__What is needed__: Select from the data all lines with the word "Generate".

-- begin --

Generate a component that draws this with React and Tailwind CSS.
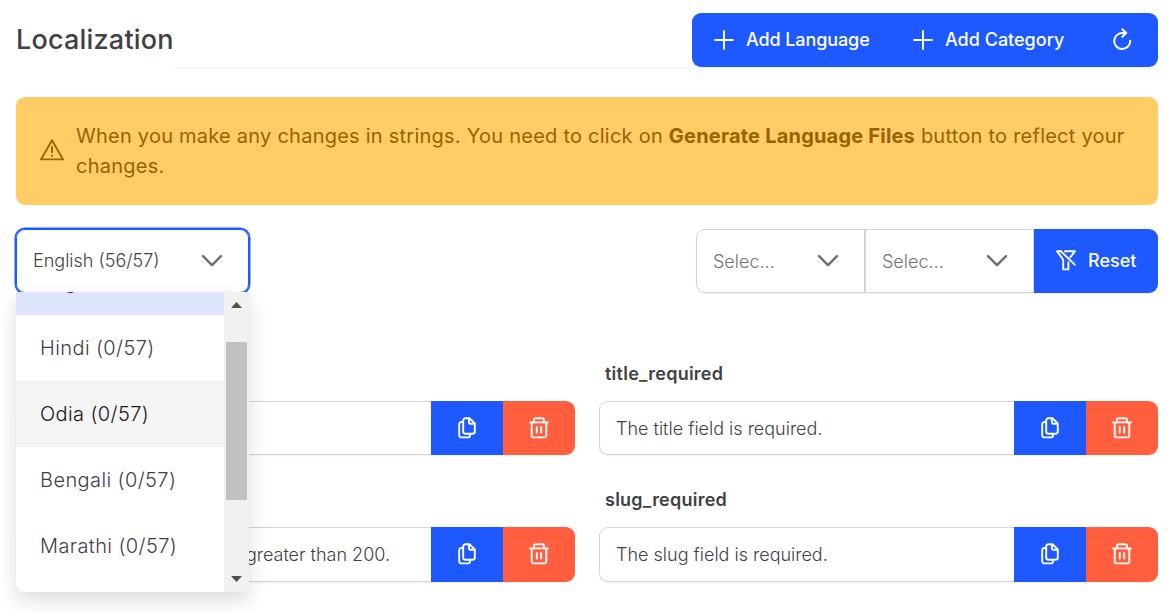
const stroke = {
  fill: 'none',
  stroke: 'currentColor',
  strokeLinecap: 'round',
  strokeLinejoin: 'round',
};

function PlusIcon() {
  return (
    <svg width="20" height="20" viewBox="0 0 20 20" {...stroke} strokeWidth="1.9">
      <path d="M10 1v18M1 10h18" />
    </svg>
  );
}

function RefreshIcon() {
  return (
    <svg width="20" height="22" viewBox="0 0 20 22" {...stroke} strokeWidth="2">
      <path d="M18.2 12.8a8 8 0 1 1-8-7.8h3.6" />
      <path d="M10.3 1.3l3.9 3.7-3.9 3.8" />
    </svg>
  );
}

function WarningIcon() {
  return (
    <svg width="24" height="22" viewBox="0 0 24 22" {...stroke} strokeWidth="1.9">
      <path d="M12 1.2 23 20.4H1z" />
      <path d="M12 8v5.2M12 16.4v.5" />
    </svg>
  );
}

function ChevronIcon() {
  return (
    <svg width="22" height="14" viewBox="0 0 22 14" {...stroke} strokeWidth="2.6">
      <path d="M2 2.2l9 9 9-9" />
    </svg>
  );
}

function FilterSlashIcon() {
  return (
    <svg width="20" height="21" viewBox="0 0 20 21" {...stroke} strokeWidth="1.9">
      <path d="M4.8 1.2H1l6.2 8.6v9.6h5.2v-7.2" />
      <path d="M4.8 1.2l14 13.4" />
      <path d="M9 1.2h10l-4.6 6" />
    </svg>
  );
}

function CopyIcon() {
  return (
    <svg width="18" height="22" viewBox="0 0 18 22" {...stroke} strokeWidth="1.9">
      <path d="M4.6 5H3.4A2.2 2.2 0 0 0 1.2 7.2v11a2.2 2.2 0 0 0 2.2 2.2h6.4a2.2 2.2 0 0 0 2.2-2.2v-1.4" />
      <path d="M7.4 1.2h4l5.4 5.2v8.2a2.2 2.2 0 0 1-2.2 2.2H7.4a2.2 2.2 0 0 1-2.2-2.2V3.4a2.2 2.2 0 0 1 2.2-2.2z" />
      <path d="M10.9 1.6v3.9a1.2 1.2 0 0 0 1.2 1.2h4" />
    </svg>
  );
}

function TrashIcon() {
  return (
    <svg width="20" height="22" viewBox="0 0 20 22" {...stroke} strokeWidth="1.9">
      <path d="M1 5.4h18M2.7 5.4v13.2a1.8 1.8 0 0 0 1.8 1.8h11a1.8 1.8 0 0 0 1.8-1.8V5.4" />
      <path d="M5 5.4V3a1.8 1.8 0 0 1 1.8-1.8h6.4A1.8 1.8 0 0 1 15 3v2.4" />
      <path d="M7.8 10v5.6M12.2 10v5.6" />
    </svg>
  );
}

function Filter({ className }) {
  return (
    <div className={`flex h-16 items-center justify-between border border-[#d4d4d8] pl-4 pr-[25px] text-[18px] font-light text-[#71717a] ${className}`}>
      <span>Selec...</span>
      <ChevronIcon />
    </div>
  );
}

function Field({ label, value, height, alignEnd }) {
  return (
    <div>
      <div className="h-7 pl-1.5 text-[18px] leading-7 font-semibold tracking-[0.24px] text-[#3f3f46]">{label}</div>
      <div className={`mt-[13px] flex rounded-[9px] shadow-[0_1px_2px_rgba(0,0,0,0.06)] ${height}`}>
        <div className={`flex flex-1 items-center rounded-l-[9px] border border-r-0 border-[#d4d4d8] bg-white text-[18px] font-light text-[#3f3f46] ${alignEnd ? 'justify-end pr-[41px]' : 'pl-4'}`}>
          {value}
        </div>
        <button className="flex w-[72px] items-center justify-center bg-[#1d59ff] pb-px text-white">
          <CopyIcon />
        </button>
        <button className="flex w-[72px] items-center justify-center rounded-r-[9px] bg-[#ff5f3f] pb-px text-white">
          <TrashIcon />
        </button>
      </div>
    </div>
  );
}

function LanguageMenu() {
  return (
    <div className="absolute top-[63px] left-0 z-10 flex h-[300px] w-[233px] overflow-hidden rounded-bl-[9px] bg-white shadow-[0_8px_20px_rgba(0,0,0,0.14)]">
      <div className="flex flex-1 flex-col justify-start overflow-hidden text-[20px] font-light tracking-[0.4px] text-[#3f3f46]">
        <div className="flex h-[23px] shrink-0 flex-col justify-end overflow-hidden bg-[#e0e5ff]">
          <div className="flex h-[66px] shrink-0 items-center px-6 text-[#312e81]">English (56/57)</div>
        </div>
        <div className="flex h-[66px] shrink-0 items-center px-6">Hindi (0/57)</div>
        <div className="flex h-[66px] shrink-0 items-center bg-[#f4f4f4] px-6 text-[#18181b]">Odia (0/57)</div>
        <div className="flex h-[66px] shrink-0 items-center px-6">Bengali (0/57)</div>
        <div className="flex h-[66px] shrink-0 items-center px-6">Marathi (0/57)</div>
      </div>
      <div className="flex w-[25px] flex-col items-center bg-[#f1f1f1] pr-px">
        <svg className="mt-[10px]" width="11" height="6" viewBox="0 0 11 6">
          <path d="M0 6 5.5 0 11 6z" fill="#505050" />
        </svg>
        <div className="mt-[34px] h-[158px] w-[21px] bg-[#c1c1c1]" />
        <svg className="mt-auto mb-[10px]" width="11" height="6" viewBox="0 0 11 6">
          <path d="M0 0 5.5 6 11 0z" fill="#505050" />
        </svg>
      </div>
    </div>
  );
}

export default function App() {
  return (
    <div className="h-[612px] overflow-hidden bg-white px-4 pt-[13px] font-['Inter',sans-serif]">
      <header className="flex h-[54px]">
        <h1 className="flex w-[158px] shrink-0 items-center text-[27px] font-medium tracking-[0.2px] whitespace-nowrap text-[#3f3f46]">Localization</h1>
        <div className="flex flex-1 justify-end rounded-r-[9px] shadow-[0_1px_2px_rgba(0,0,0,0.05)]">
          <div className="flex overflow-hidden rounded-[9px] bg-[#1d59ff] text-[18px] font-medium tracking-[-0.1px] text-white">
            <button className="flex w-[199px] items-center gap-3 pl-[22px] whitespace-nowrap"><PlusIcon /><span className="pb-px">Add Language</span></button>
            <button className="flex w-[195px] items-center gap-3 pl-[22px] whitespace-nowrap"><PlusIcon /><span className="pb-px tracking-normal">Add Category</span></button>
            <button className="flex w-[72px] items-center justify-center pb-0.5"><RefreshIcon /></button>
          </div>
        </div>
      </header>

      <div className="mt-[30px] flex h-[108px] items-center rounded-[9px] bg-[#ffcc66] pr-4 pl-6 text-[#996300]">
        <span className="pb-[3px]"><WarningIcon /></span>
        <p className="ml-3 flex-1 text-[20px] leading-[30px] tracking-[0.24px]">
          When you make any changes in strings. You need to click on <b className="font-bold tracking-[0.2px]">Generate Language Files</b> button to reflect your changes.
        </p>
      </div>

      <div className="mt-6 flex h-16 justify-between">
        <div className="relative w-[233px]">
          <div className="flex h-16 items-center justify-between rounded-[9px] border border-[#1d59ff] pr-[25px] pl-4 text-[18px] font-light text-[#3f3f46] shadow-[0_0_0_1.5px_#1d59ff]">
            <span className="pb-px">English (56/57)</span>
            <span className="text-[#71717a]"><ChevronIcon /></span>
          </div>
          <LanguageMenu />
        </div>
        <div className="flex w-[462px] rounded-[9px] shadow-[0_1px_2px_rgba(0,0,0,0.06)]">
          <Filter className="w-[169px] rounded-l-[9px]" />
          <Filter className="w-[169px]" />
          <button className="flex flex-1 items-center gap-3 rounded-r-[9px] bg-[#1d59ff] pb-px pl-[22px] text-[18px] font-medium text-white">
            <FilterSlashIcon />Reset
          </button>
        </div>
      </div>

      <div className="mt-[67px] grid grid-cols-[559px_559px] gap-x-6 gap-y-[31px]">
        <Field label="" value="" height="h-[54px]" />
        <Field label="title_required" value="The title field is required." height="h-[54px]" />
        <Field label="" value="greater than 200." height="h-[55px]" alignEnd />
        <Field label="slug_required" value="The slug field is required." height="h-[55px]" />
      </div>
    </div>
  );
}
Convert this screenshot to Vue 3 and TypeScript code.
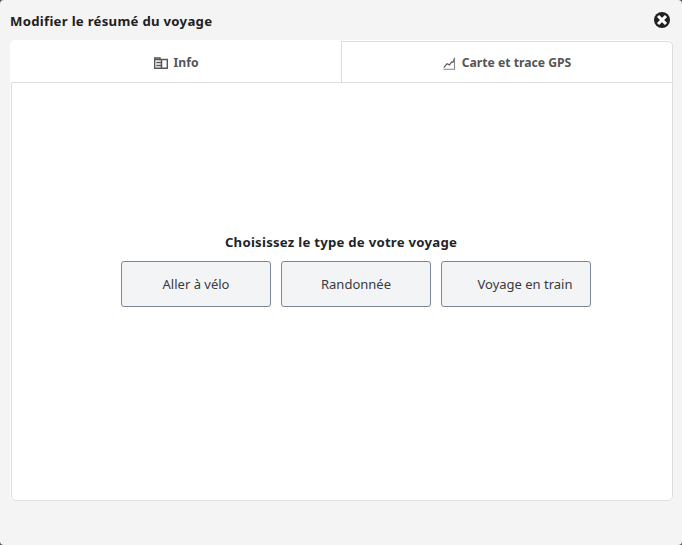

-- end --

__The reply__:
Generate a component that draws this with React and Tailwind CSS.
          When you make any changes in strings. You need to click on <b className="font-bold tracking-[0.2px]">Generate Language Files</b> button to reflect your changes.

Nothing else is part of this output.